Armed with a name, a story, and some visuals of Spider-Man’s costume, the creators approached their boss, who hated the whole concept. “That’s the worst idea I’ve ever heard,” Stan recalls his boss saying. Why? Because, as his boss was quick to point out: People hate spiders, teenagers aren’t heroes — they’re only sidekicks — and superheroes are, well, superheroes. They don’t have problems.

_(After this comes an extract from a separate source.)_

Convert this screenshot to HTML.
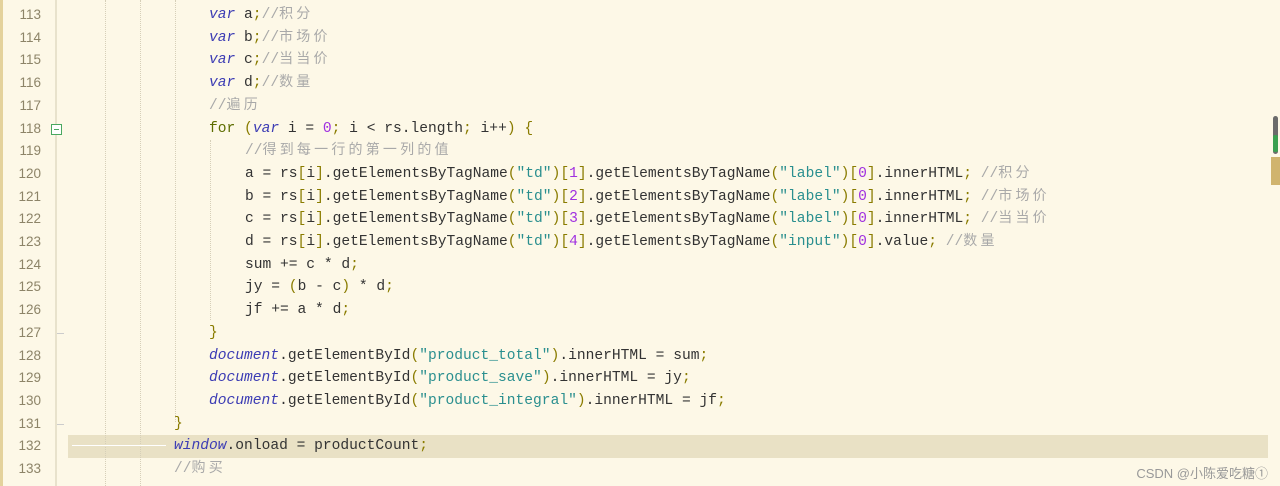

But Spidey’s creators didn’t fold their tent: instead, they went for broke. They stuck Spider-Man on the cover of a final issue of a series that was about to be cancelled — and it sold well on the newsstand. Fans wrote in and Marvel Comics’ newest heroes went on to get his own series. Part of his appeal is Peter Parker’s universal everyman status. He isn’t a lone wolf and he isn’t super strong. And yet, for 50 years, he’s been the publisher’s most popular character. Why? Because generations of teens understand his struggles: he’s short of cash, he has girl issues, he’s conflicted about his oddball power.
Since Spidey first appeared, he has netted close to $2.5 billion world wide. And it all started with one lonely little fly who flew into the Marvel Comics office and caught the eye of a savvy writer. Let’s take inspiration from this: Just a single moment of total awareness — and everything changes. Write on!